[Given data]:
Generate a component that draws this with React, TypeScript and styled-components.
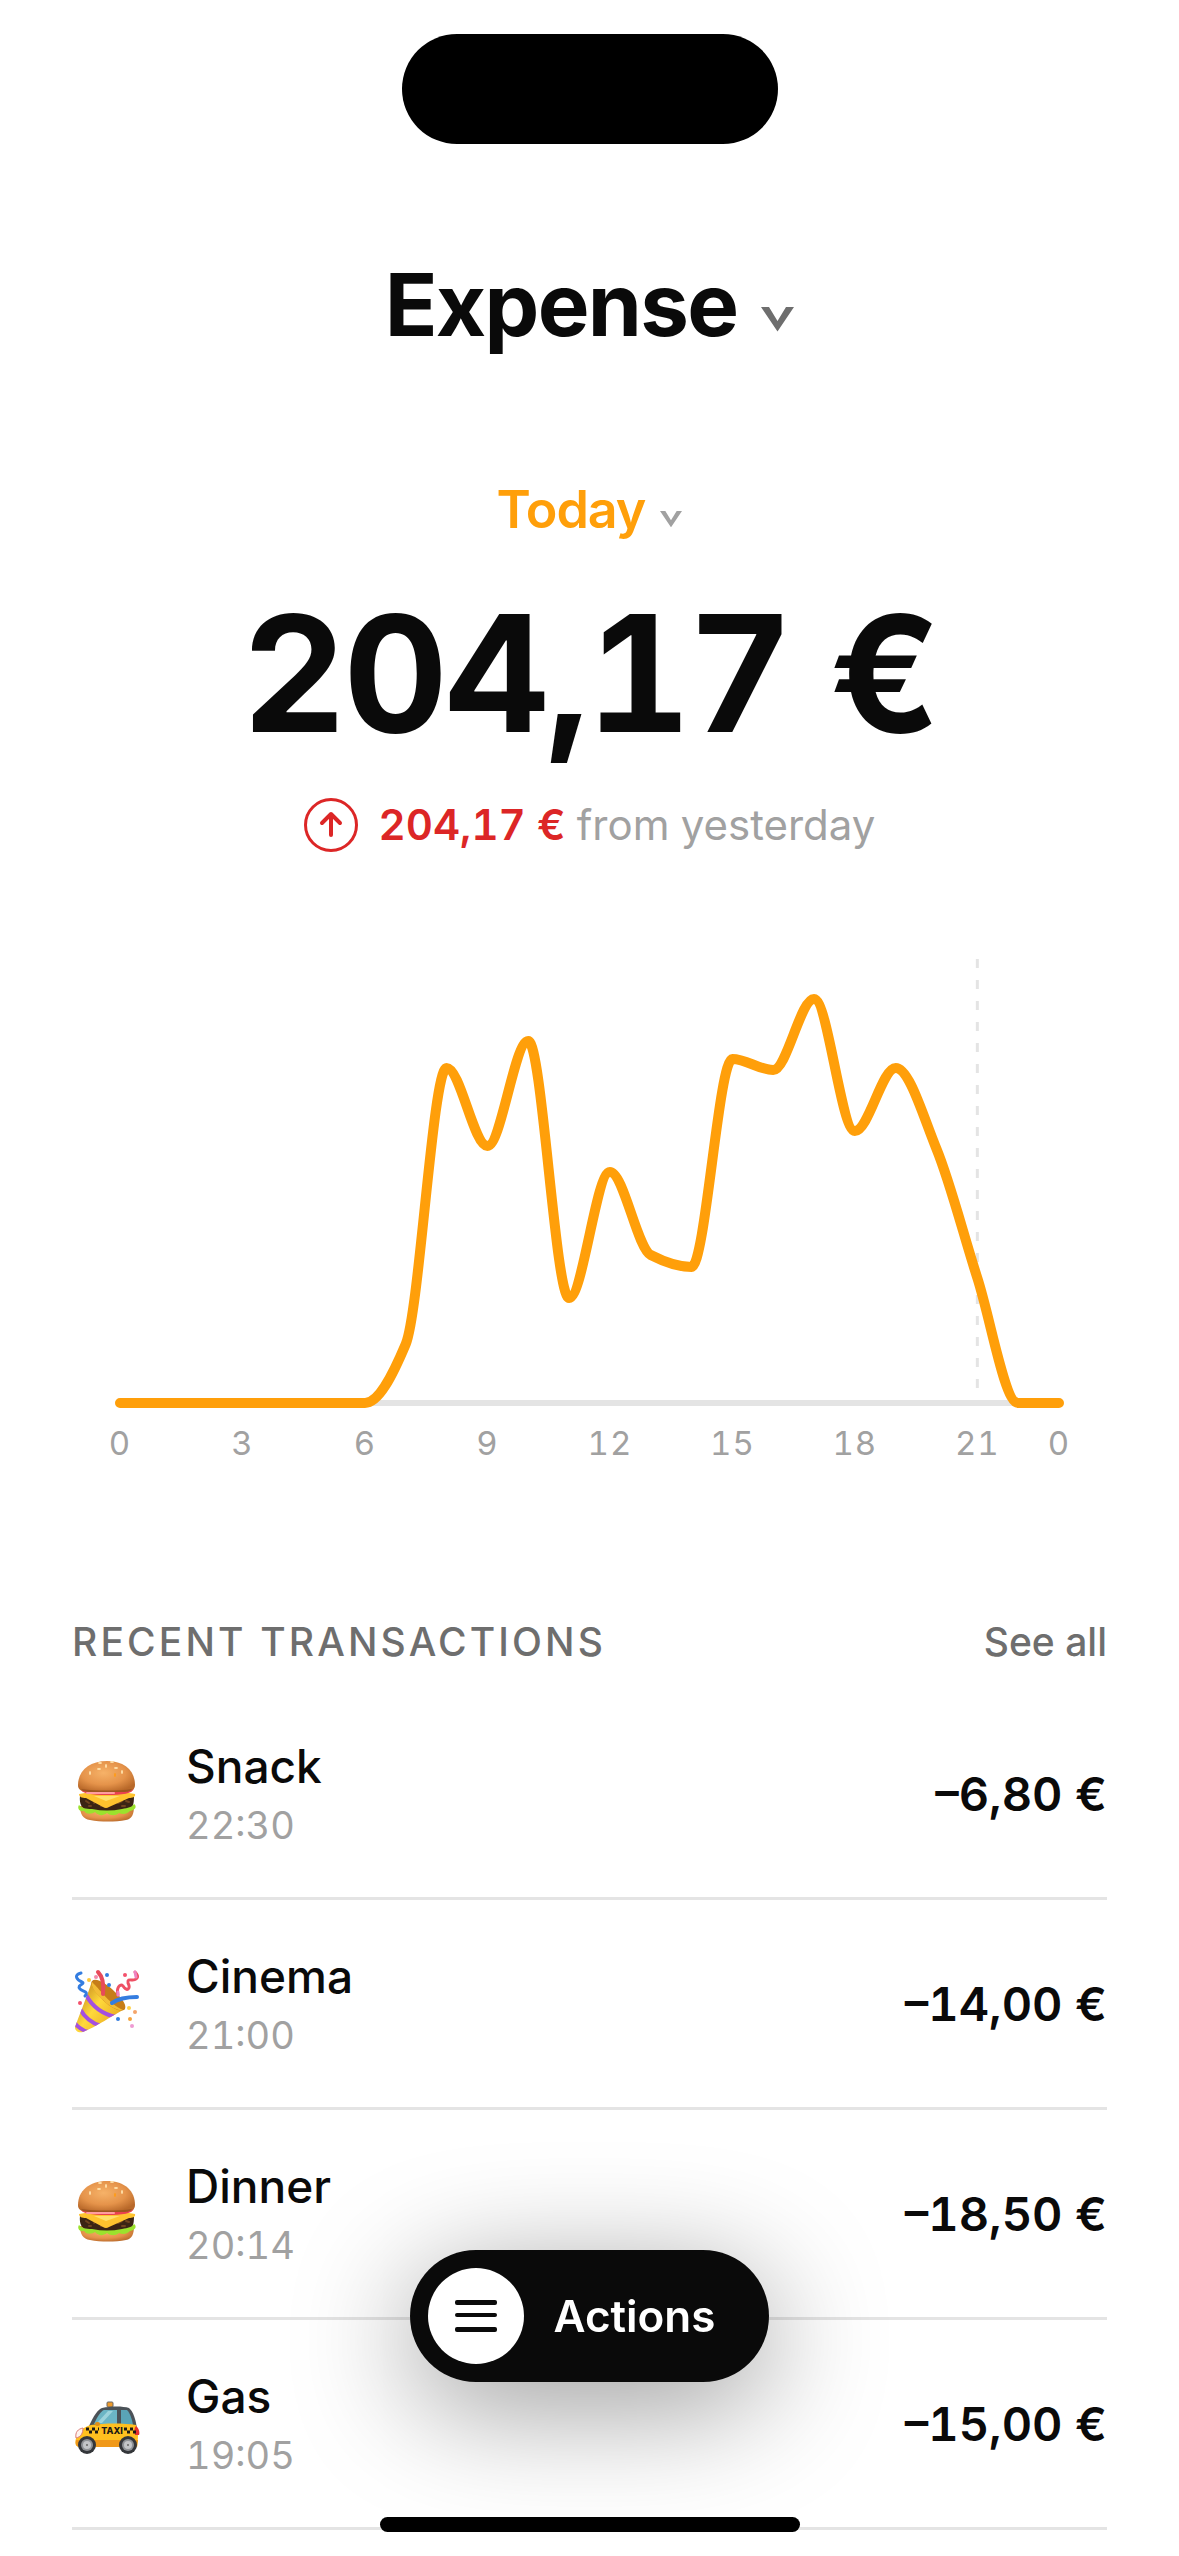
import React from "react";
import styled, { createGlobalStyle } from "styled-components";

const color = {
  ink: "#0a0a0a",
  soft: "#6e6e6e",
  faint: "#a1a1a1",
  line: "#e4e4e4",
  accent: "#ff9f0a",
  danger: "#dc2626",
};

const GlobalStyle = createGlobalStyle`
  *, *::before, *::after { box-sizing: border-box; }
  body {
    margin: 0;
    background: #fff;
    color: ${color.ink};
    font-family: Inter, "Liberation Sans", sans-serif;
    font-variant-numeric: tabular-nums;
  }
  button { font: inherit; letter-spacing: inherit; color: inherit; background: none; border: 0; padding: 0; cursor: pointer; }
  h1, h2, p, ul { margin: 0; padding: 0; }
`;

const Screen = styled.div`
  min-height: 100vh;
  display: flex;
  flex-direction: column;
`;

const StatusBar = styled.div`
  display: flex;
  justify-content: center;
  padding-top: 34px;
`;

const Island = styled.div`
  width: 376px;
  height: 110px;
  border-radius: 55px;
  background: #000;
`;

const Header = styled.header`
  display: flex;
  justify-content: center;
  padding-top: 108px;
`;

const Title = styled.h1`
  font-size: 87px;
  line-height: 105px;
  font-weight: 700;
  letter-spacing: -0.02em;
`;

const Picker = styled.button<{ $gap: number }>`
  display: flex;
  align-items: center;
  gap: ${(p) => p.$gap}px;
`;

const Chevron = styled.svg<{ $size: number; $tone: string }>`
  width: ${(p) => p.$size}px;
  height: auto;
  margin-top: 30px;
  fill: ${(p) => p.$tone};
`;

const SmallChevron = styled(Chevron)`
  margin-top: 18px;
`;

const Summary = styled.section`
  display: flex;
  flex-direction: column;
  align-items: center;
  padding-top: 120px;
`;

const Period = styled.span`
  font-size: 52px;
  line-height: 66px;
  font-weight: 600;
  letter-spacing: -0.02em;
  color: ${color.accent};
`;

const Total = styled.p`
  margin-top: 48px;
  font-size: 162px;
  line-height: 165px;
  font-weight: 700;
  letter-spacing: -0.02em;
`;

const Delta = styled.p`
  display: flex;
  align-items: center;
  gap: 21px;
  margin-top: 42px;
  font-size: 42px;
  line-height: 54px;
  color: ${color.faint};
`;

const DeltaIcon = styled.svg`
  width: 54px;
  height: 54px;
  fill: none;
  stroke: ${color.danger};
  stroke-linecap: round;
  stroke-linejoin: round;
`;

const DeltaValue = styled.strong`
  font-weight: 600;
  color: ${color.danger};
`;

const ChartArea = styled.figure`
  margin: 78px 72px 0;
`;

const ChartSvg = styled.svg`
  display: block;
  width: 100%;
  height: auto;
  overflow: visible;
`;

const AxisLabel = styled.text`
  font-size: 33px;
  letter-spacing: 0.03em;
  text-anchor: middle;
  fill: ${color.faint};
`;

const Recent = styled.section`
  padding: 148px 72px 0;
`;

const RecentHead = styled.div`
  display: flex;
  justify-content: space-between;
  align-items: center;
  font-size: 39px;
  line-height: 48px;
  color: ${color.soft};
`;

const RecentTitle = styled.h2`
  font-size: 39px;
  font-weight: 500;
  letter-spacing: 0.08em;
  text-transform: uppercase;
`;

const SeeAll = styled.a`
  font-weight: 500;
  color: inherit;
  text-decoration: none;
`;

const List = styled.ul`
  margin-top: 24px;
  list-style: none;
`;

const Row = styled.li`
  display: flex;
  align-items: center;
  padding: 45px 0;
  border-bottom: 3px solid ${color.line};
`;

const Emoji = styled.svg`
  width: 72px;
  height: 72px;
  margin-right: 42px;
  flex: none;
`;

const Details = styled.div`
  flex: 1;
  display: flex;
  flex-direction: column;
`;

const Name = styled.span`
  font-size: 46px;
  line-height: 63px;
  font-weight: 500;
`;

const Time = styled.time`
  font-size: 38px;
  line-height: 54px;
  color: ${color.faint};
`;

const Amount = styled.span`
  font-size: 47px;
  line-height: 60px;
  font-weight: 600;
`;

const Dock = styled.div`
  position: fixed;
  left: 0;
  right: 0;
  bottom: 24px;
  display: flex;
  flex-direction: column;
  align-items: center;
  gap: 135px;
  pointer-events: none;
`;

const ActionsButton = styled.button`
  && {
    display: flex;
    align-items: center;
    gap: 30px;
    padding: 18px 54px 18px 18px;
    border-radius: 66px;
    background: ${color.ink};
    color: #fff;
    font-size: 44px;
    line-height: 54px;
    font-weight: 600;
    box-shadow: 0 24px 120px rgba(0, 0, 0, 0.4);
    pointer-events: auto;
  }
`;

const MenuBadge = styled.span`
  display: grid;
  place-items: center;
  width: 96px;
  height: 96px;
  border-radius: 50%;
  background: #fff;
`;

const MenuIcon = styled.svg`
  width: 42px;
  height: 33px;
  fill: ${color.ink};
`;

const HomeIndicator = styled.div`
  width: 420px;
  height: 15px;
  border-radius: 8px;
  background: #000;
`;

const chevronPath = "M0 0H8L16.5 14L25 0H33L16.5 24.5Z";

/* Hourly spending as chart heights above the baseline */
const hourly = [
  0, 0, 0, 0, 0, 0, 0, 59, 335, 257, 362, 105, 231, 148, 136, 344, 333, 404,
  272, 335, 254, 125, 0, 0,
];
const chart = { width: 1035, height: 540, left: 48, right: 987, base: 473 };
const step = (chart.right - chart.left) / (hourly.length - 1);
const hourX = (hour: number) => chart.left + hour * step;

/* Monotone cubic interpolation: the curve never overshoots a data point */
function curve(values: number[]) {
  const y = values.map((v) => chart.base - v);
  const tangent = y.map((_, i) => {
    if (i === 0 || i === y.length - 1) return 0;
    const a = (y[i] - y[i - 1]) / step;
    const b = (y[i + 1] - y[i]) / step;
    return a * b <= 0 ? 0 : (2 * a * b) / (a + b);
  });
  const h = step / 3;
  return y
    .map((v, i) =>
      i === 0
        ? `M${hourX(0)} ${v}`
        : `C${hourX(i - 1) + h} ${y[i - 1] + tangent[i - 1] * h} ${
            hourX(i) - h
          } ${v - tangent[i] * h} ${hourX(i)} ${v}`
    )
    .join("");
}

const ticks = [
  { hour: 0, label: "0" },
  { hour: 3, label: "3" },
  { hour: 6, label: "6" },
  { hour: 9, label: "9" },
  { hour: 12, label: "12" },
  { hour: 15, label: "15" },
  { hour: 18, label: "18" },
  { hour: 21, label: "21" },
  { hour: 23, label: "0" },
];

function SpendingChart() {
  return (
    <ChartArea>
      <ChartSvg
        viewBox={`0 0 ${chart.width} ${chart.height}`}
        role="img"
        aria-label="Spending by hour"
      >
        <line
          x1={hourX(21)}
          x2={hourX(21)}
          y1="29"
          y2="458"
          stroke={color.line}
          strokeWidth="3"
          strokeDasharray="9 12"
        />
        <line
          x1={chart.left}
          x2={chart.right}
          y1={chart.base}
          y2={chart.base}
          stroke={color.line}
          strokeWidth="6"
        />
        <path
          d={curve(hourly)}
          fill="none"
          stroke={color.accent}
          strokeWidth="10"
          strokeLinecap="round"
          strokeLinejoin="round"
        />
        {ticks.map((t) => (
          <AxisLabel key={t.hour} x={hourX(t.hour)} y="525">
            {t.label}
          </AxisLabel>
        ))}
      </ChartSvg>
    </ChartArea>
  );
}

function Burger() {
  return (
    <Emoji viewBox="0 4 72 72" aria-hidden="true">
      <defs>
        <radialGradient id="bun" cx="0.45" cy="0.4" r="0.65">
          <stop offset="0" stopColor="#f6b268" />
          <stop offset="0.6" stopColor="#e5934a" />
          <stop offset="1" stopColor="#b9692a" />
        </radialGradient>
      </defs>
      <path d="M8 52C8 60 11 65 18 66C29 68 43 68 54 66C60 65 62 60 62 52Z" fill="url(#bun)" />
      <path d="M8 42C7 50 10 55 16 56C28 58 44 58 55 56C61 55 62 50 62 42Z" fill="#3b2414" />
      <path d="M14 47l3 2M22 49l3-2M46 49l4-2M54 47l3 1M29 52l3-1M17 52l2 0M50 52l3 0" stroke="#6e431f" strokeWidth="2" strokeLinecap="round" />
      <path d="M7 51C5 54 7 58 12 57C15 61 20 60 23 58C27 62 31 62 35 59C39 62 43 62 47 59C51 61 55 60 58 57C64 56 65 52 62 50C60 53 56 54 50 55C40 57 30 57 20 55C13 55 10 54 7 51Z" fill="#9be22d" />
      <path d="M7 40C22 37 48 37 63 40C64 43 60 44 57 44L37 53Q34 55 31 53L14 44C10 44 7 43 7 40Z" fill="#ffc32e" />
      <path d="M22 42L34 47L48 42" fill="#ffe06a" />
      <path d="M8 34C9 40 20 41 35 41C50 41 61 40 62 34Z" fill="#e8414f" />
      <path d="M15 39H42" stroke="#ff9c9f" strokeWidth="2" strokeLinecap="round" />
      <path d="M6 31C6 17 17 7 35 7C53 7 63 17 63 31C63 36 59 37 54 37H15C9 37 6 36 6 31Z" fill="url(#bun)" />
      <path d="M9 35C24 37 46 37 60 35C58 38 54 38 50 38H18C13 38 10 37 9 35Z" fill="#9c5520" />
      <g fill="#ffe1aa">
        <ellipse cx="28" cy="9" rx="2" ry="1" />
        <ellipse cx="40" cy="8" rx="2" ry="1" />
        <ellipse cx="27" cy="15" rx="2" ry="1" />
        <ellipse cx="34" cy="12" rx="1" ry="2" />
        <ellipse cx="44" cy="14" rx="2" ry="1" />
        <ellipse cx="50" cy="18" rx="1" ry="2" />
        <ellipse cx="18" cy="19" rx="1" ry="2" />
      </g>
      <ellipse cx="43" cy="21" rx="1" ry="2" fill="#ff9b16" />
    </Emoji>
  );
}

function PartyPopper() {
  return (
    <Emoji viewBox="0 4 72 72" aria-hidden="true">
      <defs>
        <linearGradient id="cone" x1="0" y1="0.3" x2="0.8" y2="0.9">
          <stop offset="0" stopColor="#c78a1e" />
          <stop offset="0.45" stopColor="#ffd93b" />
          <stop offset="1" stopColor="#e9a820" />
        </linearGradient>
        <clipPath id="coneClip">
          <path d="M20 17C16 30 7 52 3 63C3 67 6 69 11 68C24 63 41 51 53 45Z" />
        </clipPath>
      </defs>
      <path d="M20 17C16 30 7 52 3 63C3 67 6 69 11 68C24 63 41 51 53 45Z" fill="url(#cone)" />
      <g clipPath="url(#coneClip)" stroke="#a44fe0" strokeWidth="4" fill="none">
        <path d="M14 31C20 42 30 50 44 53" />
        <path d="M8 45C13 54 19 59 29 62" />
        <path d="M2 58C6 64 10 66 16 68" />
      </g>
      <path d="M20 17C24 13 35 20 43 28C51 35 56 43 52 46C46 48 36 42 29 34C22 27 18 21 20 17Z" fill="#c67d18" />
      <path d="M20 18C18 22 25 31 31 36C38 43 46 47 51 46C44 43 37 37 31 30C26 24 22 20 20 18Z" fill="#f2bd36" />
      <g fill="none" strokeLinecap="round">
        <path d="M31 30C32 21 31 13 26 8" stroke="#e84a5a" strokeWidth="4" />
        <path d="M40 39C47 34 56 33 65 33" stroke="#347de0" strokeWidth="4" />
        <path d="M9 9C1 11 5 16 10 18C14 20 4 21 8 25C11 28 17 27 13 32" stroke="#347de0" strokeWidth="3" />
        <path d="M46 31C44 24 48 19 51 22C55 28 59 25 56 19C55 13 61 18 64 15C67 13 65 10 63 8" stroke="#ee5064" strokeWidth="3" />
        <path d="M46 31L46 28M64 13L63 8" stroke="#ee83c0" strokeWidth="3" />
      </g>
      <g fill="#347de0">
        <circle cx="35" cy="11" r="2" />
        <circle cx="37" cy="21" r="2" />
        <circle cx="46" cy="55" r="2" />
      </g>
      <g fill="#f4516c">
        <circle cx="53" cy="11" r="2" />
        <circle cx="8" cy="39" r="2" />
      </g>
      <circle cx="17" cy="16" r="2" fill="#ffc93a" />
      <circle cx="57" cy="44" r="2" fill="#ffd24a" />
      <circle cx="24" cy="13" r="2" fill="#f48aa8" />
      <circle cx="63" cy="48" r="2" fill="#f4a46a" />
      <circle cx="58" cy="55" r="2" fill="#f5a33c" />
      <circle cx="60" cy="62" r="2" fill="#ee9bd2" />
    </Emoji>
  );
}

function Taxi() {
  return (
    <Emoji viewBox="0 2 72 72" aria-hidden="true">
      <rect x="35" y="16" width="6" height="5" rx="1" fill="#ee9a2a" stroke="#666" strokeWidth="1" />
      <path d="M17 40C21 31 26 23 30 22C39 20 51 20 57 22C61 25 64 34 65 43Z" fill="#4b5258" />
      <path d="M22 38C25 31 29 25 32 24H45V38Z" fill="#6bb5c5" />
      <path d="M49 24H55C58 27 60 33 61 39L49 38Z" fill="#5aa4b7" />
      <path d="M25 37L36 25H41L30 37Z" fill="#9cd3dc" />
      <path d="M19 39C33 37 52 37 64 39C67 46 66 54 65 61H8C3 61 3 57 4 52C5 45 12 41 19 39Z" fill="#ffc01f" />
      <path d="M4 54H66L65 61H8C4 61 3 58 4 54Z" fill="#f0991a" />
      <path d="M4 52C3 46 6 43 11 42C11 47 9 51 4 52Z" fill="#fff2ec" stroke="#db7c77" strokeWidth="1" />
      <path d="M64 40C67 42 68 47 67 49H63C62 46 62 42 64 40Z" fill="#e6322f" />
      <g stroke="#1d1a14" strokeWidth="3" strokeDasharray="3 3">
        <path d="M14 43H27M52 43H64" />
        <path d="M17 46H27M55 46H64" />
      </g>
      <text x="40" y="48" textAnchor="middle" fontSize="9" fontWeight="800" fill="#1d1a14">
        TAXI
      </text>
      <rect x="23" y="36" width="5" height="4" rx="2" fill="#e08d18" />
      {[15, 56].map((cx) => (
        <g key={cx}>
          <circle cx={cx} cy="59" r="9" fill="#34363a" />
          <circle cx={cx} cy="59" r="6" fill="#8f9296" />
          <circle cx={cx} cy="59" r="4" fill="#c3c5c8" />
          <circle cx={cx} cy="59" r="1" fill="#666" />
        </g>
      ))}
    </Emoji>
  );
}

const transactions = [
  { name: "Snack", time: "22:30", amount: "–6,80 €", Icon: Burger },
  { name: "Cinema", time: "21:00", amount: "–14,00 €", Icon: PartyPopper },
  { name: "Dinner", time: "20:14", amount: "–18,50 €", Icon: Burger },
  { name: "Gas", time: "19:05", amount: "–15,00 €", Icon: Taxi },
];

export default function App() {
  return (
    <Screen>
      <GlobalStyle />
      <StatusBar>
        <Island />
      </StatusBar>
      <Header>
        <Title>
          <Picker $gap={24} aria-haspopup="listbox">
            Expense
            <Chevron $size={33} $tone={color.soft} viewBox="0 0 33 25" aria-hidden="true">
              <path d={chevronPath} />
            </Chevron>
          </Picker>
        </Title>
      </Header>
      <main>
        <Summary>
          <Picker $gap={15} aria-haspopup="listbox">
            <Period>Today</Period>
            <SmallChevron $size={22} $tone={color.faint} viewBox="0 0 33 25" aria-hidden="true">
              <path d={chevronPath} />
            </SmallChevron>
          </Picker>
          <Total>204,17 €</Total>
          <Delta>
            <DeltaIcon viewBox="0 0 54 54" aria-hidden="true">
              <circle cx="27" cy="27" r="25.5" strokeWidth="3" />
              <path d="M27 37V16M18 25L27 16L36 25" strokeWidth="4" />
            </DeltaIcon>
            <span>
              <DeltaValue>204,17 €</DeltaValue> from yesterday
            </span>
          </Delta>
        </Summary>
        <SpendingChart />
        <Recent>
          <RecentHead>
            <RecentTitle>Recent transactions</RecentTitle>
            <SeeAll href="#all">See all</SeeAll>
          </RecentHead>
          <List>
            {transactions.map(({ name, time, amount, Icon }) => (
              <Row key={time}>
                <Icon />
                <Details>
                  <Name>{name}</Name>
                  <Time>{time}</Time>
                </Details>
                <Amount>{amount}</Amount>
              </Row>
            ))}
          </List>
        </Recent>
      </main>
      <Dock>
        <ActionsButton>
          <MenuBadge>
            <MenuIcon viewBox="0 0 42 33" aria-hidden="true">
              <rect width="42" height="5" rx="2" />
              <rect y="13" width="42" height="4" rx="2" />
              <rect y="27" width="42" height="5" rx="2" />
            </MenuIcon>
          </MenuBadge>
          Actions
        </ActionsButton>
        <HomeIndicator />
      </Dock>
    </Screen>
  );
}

[Written task]:
Check each line above for the string "React" and show the ones that have it.

[Solved exercise]:
Generate a component that draws this with React, TypeScript and styled-components.
import React from "react";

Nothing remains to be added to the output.